I have investigated a logic tree for a single dominant fault in western Nevada, specifically the Mount Rose fault. This is a normal fault that dips beneath Reno, the major city in western Nevada. The spread in the logic trees shows which uncertainties contribute most to the overall uncertainty in the hazard. The weights assigned to logic trees are not probabilities, but under the MECE assumption the tools of probability theory can be used to determine analogous properties of the set of hazard curves. The weights for the branches of the logic tree determine the mean, which is contoured to make hazard maps, and which many users consider to be the best estimate of the hazard. Since, at fixed annual exceedance rate, the spread of hazard estimates is approximately lognormally distributed in this study, the log standard deviation is a fair estimate of the width of the uncertainty in the hazard. Another property, the uncertainty in the mean, was estimated by considering the distribution of mean hazards obtained as the result of randomizing the logic tree weights. Like the mean hazard, these statistical properties depend on the location of the station relative to the fault. Maps can thus be generated contouring these three additional properties. These or similar products should be provided as a part of every PSHA.

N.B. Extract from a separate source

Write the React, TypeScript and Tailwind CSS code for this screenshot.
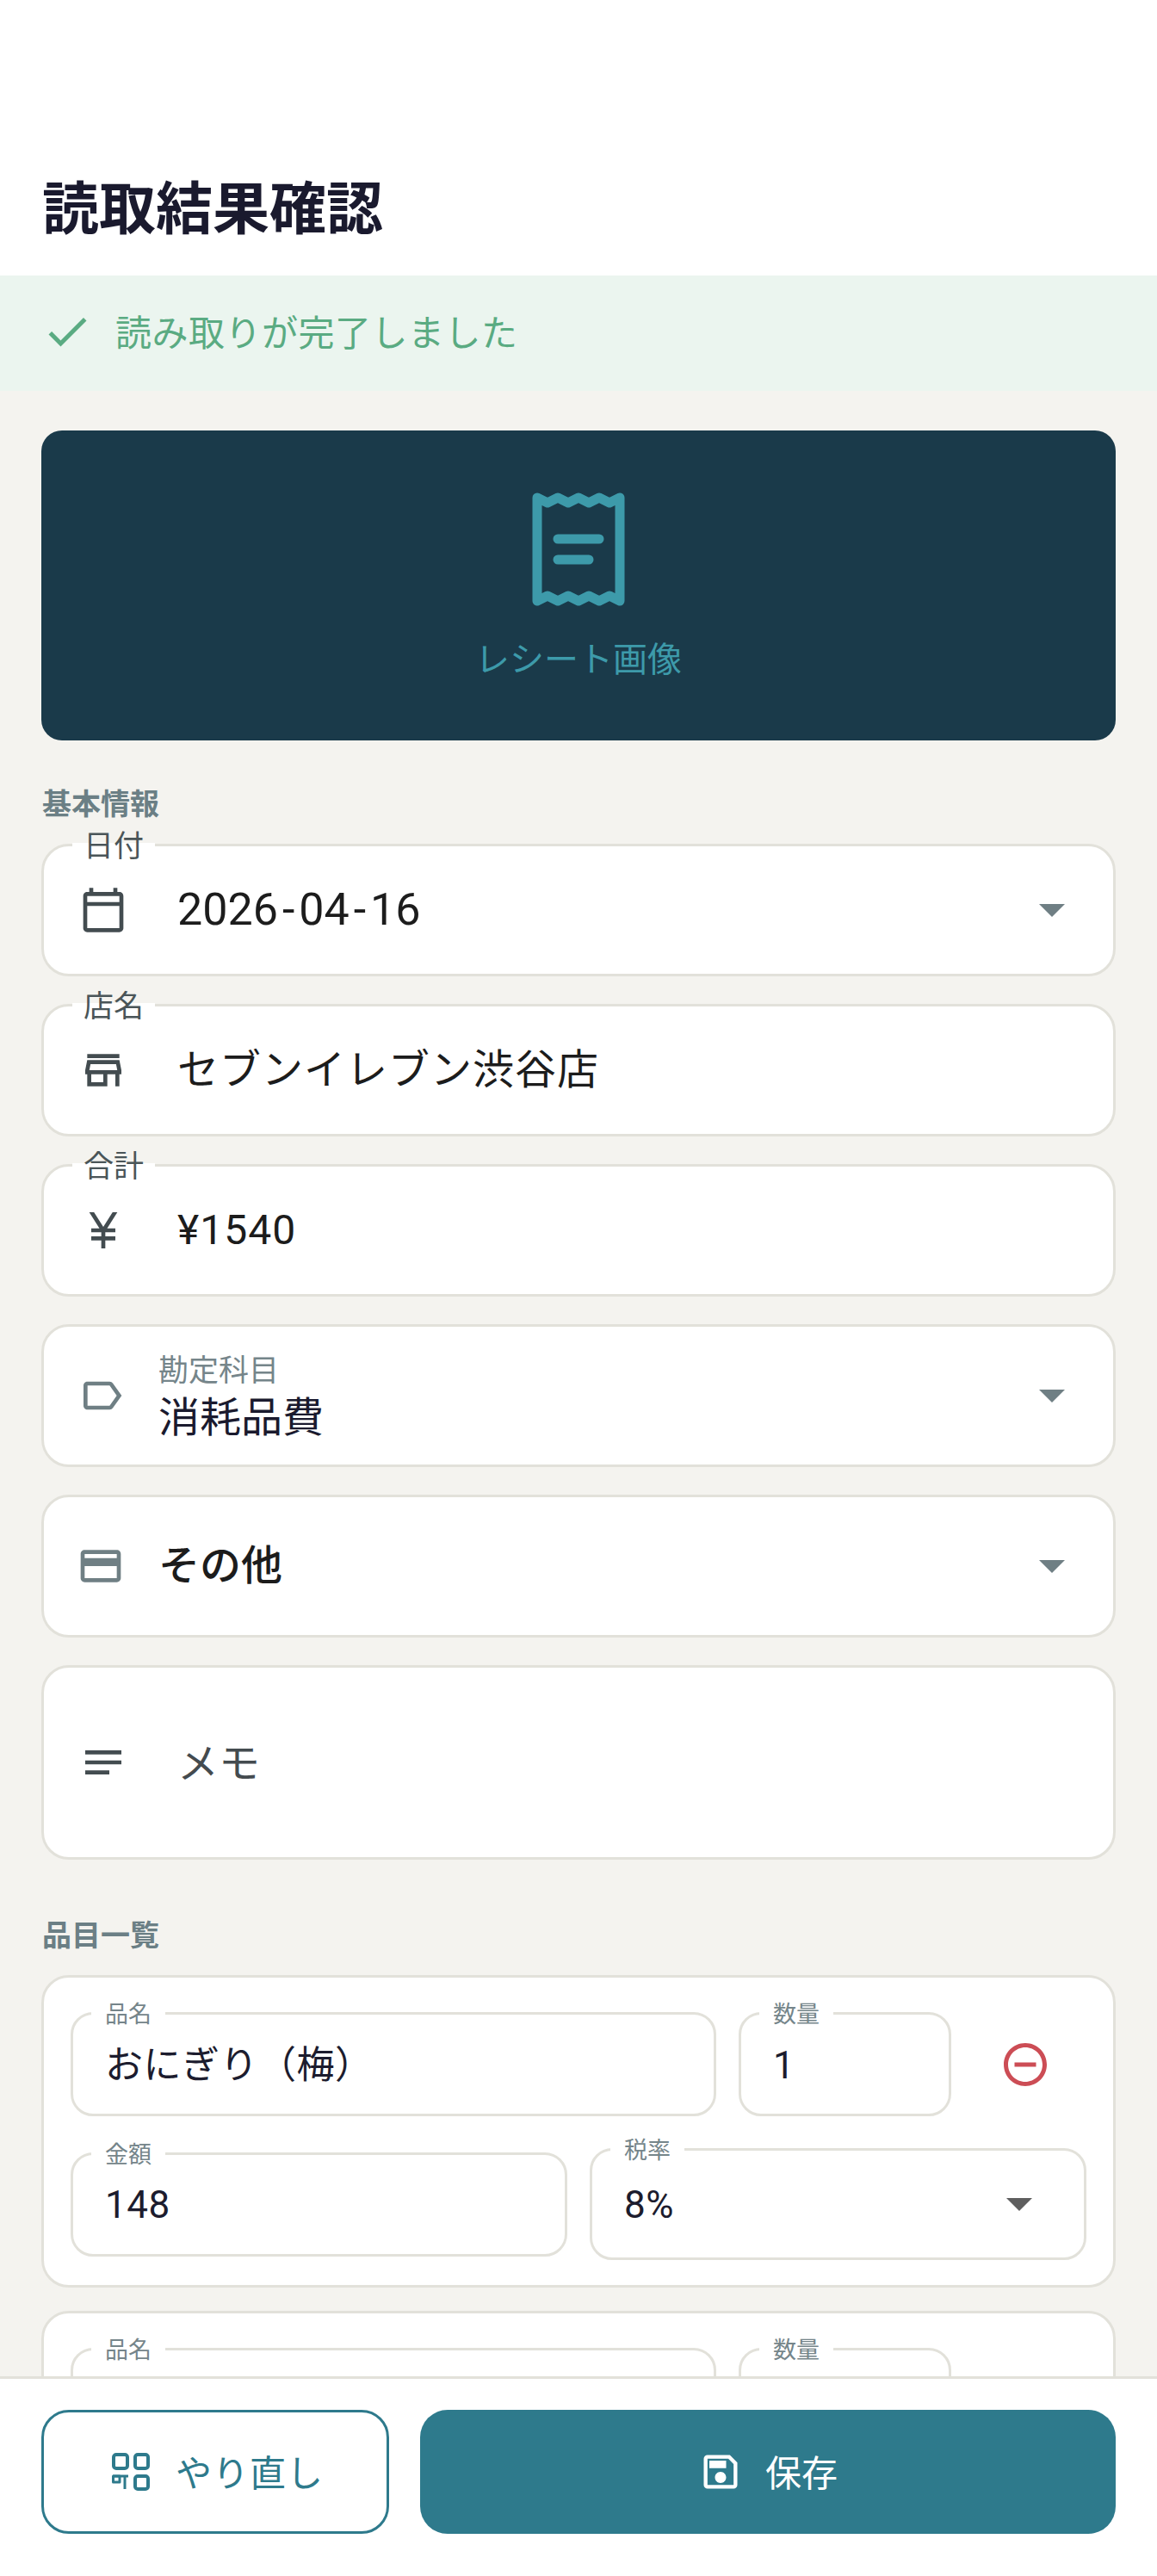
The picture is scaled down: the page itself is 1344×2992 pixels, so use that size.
import React from "react";
import {
  MdCheck,
  MdOutlineCalendarToday,
  MdOutlineStore,
  MdOutlineCurrencyYen,
  MdOutlineLabel,
  MdOutlineCreditCard,
  MdNotes,
  MdOutlineRemoveCircleOutline,
  MdOutlineSave,
} from "react-icons/md";

const Caret = ({ className }: { className: string }) => (
  <svg viewBox="0 0 30 15" className={className} fill="currentColor">
    <polygon points="0,0 30,0 15,15" />
  </svg>
);

const ReceiptIcon = () => (
  <svg viewBox="0 0 108 132" className="w-[108px] h-[132px] text-[#3d9aaa]" fill="none" stroke="currentColor" strokeWidth="11" strokeLinejoin="round" strokeLinecap="round">
    <path d="M6 6 L18 12 L30 6 L42 12 L54 6 L66 12 L78 6 L90 12 L102 6 V126 L90 120 L78 126 L66 120 L54 126 L42 120 L30 126 L18 120 L6 126 Z" />
    <path d="M30 54 H78" />
    <path d="M30 78 H66" />
  </svg>
);

const RetryIcon = () => (
  <svg viewBox="0 0 44 44" className="w-[44px] h-[44px]" fill="none" stroke="currentColor" strokeWidth="4" strokeLinejoin="round">
    <rect x="2" y="2" width="16" height="16" rx="3" />
    <rect x="27" y="2" width="15" height="16" rx="3" />
    <rect x="27" y="27" width="15" height="15" rx="3" />
    <path d="M1 27 H19 M15 27 V42" strokeWidth="3" />
    <rect x="1.5" y="27" width="7.5" height="7" strokeWidth="3" />
  </svg>
);

// outlined field with its label sitting on the top border
const Field = ({ label, icon, value, caret }: { label: string; icon: React.ReactNode; value: React.ReactNode; caret?: boolean }) => (
  <div className="relative h-[154px] rounded-[32px] border-[3px] border-[#e2e1da] bg-white flex items-center pl-[41px] pr-[56px]">
    <span className="absolute left-[33px] top-[-22px] h-[46px] px-[13px] flex items-center text-[35px] leading-[46px] text-[#4a5558] bg-[linear-gradient(to_bottom,transparent_40%,white_40%)]">
      {label}
    </span>
    <span className="w-[56px] flex justify-center text-[#434c50]">{icon}</span>
    <span className="ml-[58px] flex-1 text-[48px] tracking-[1px] text-[#1c1c1c]">{value}</span>
    {caret && <Caret className="w-[30px] h-[15px] text-[#6f7f84]" />}
  </div>
);

const SmallField = ({ label, value, className, caret }: { label: string; value: string; className: string; caret?: boolean }) => (
  <div className={`relative rounded-[26px] border-[3px] border-[#e2e1da] bg-white flex items-center pl-[37px] pr-[60px] ${className}`}>
    <span className="absolute left-[21px] top-[-18px] h-[36px] px-[16px] bg-white text-[27px] leading-[36px] text-[#75858a]">{label}</span>
    <span className="flex-1 pt-[2px] text-[44px] tracking-[0.5px] text-[#1c1c2e]">{value}</span>
    {caret && <Caret className="w-[30px] h-[15px] text-[#5f5f5f]" />}
  </div>
);

export default function App() {
  return (
    <div className="w-[1344px] h-[2992px] overflow-hidden flex flex-col bg-[#f4f3ef] font-['Roboto','Noto_Sans_CJK_JP',sans-serif]">
      <header className="h-[320px] shrink-0 bg-white flex items-end pb-[36px] pl-[49px]">
        <h1 className="text-[66px] leading-[80px] font-bold text-[#1a1a2e]">読取結果確認</h1>
      </header>

      <div className="h-[134px] shrink-0 bg-[#ebf5ef] flex items-center pl-[48px] text-[#5aab82]">
        <span className="-mt-[4px]"><MdCheck size={60} /></span>
        <span className="ml-[26px] text-[42px] tracking-[0.5px]">読み取りが完了しました</span>
      </div>

      <main className="flex-1 min-h-0 overflow-hidden px-[48px] pt-[46px]">
        <div className="h-[360px] rounded-[24px] bg-[#1a3a4a] flex flex-col items-center pt-[72px]">
          <ReceiptIcon />
          <span className="mt-[38px] text-[40px] leading-[50px] text-[#3d9aaa]">レシート画像</span>
        </div>

        <h2 className="mt-[52px] text-[34px] leading-[44px] font-bold text-[#6b7f85] pl-[1px]">基本情報</h2>

        <div className="mt-[24px] flex flex-col gap-[32px]">
          <Field
            label="日付"
            icon={<MdOutlineCalendarToday size={58} />}
            caret
            value={
              <span className="text-[52px] tracking-[0px]">
                2026<span className="mx-[5px]">-</span>04<span className="mx-[5px]">-</span>16
              </span>
            }
          />
          <Field label="店名" icon={<MdOutlineStore size={58} />} value="セブンイレブン渋谷店" />
          <Field label="合計" icon={<MdOutlineCurrencyYen size={62} />} value="¥1540" />

          <div className="h-[166px] rounded-[32px] border-[3px] border-[#e2e1da] bg-white flex items-center pl-[41px] pr-[56px]">
            <span className="w-[56px] flex justify-center text-[#6f7f84] -ml-[2px]"><MdOutlineLabel size={60} /></span>
            <div className="ml-[38px] flex-1 flex flex-col pt-[5px]">
              <span className="text-[35px] leading-[46px] text-[#75858a]">勘定科目</span>
              <span className="text-[48px] leading-[62px] text-[#1a1a2e]">消耗品費</span>
            </div>
            <Caret className="w-[30px] h-[15px] text-[#6f7f84]" />
          </div>

          <div className="h-[166px] rounded-[32px] border-[3px] border-[#e2e1da] bg-white flex items-center pl-[41px] pr-[56px]">
            <span className="w-[56px] flex justify-center text-[#6f7f84] -ml-[3px]"><MdOutlineCreditCard size={64} /></span>
            <span className="ml-[39px] flex-1 text-[48px] font-medium text-[#1c1c1c]">その他</span>
            <Caret className="w-[30px] h-[15px] text-[#6f7f84]" />
          </div>

          <div className="h-[226px] rounded-[32px] border-[3px] border-[#e2e1da] bg-white flex items-center pl-[41px]">
            <span className="w-[56px] flex justify-center text-[#434c50]"><MdNotes size={60} /></span>
            <span className="ml-[58px] pt-[3px] text-[48px] text-[#444b4f]">メモ</span>
          </div>
        </div>

        <h2 className="mt-[66px] text-[34px] leading-[44px] font-bold text-[#6b7f85] pl-[1px]">品目一覧</h2>

        <div className="mt-[24px] flex flex-col gap-[27px]">
          <div className="rounded-[32px] border-[3px] border-[#e2e1da] bg-white h-[363px] px-[31px] pt-[40px]">
            <div className="flex items-center gap-[26px]">
              <SmallField label="品名" value="おにぎり（梅）" className="h-[121px] w-[750px]" />
              <SmallField label="数量" value="1" className="h-[121px] w-[247px]" />
              <span className="ml-[30px] text-[#cc4d55]"><MdOutlineRemoveCircleOutline size={60} /></span>
            </div>
            <div className="mt-[37px] flex items-center gap-[26px]">
              <SmallField label="金額" value="148" className="h-[121px] w-[577px]" />
              <SmallField label="税率" value="8%" caret className="h-[130px] w-[577px]" />
            </div>
          </div>

          <div className="rounded-[32px] border-[3px] border-[#e2e1da] bg-white h-[363px] px-[31px] pt-[40px]">
            <div className="flex items-center gap-[26px]">
              <SmallField label="品名" value="" className="h-[121px] w-[750px]" />
              <SmallField label="数量" value="" className="h-[121px] w-[247px]" />
            </div>
          </div>
        </div>
      </main>

      <footer className="h-[232px] shrink-0 bg-white border-t-[3px] border-[#e2e1da] flex gap-[36px] px-[48px] pt-[36px]">
        <button className="w-[404px] h-[144px] rounded-[32px] border-[3px] border-[#2e7a8c] bg-white flex items-center justify-center gap-[30px] pl-[6px] text-[#2e7a8c]">
          <RetryIcon />
          <span className="text-[42px] tracking-[1px] pt-[4px]">やり直し</span>
        </button>
        <button className="flex-1 h-[144px] rounded-[32px] bg-[#2e7a8c] flex items-center justify-center gap-[26px] text-white">
          <MdOutlineSave size={52} />
          <span className="text-[42px] pt-[4px]">保存</span>
        </button>
      </footer>
    </div>
  );
}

The western Nevada study reveals several general directions that are needed to improve PSHA results in this area. In brief, data are essential for reducing the large epistemic uncertainties. Needed data include geological and geodetic studies to characteize the behavior of active faults, detailed microearthquake locations to define subsurface fault geometry, geophysical methods to define basin structures and fault geometry, broadband seismograms in urban areas to reduce uncertainty in site effects, strong motion stations especially on the hanging wall of dipping faults to reduce uncertainty in ground motion models, and characterization of fragile geological structures well enough to recognize untenable branches of the logic tree at low exceedance rates.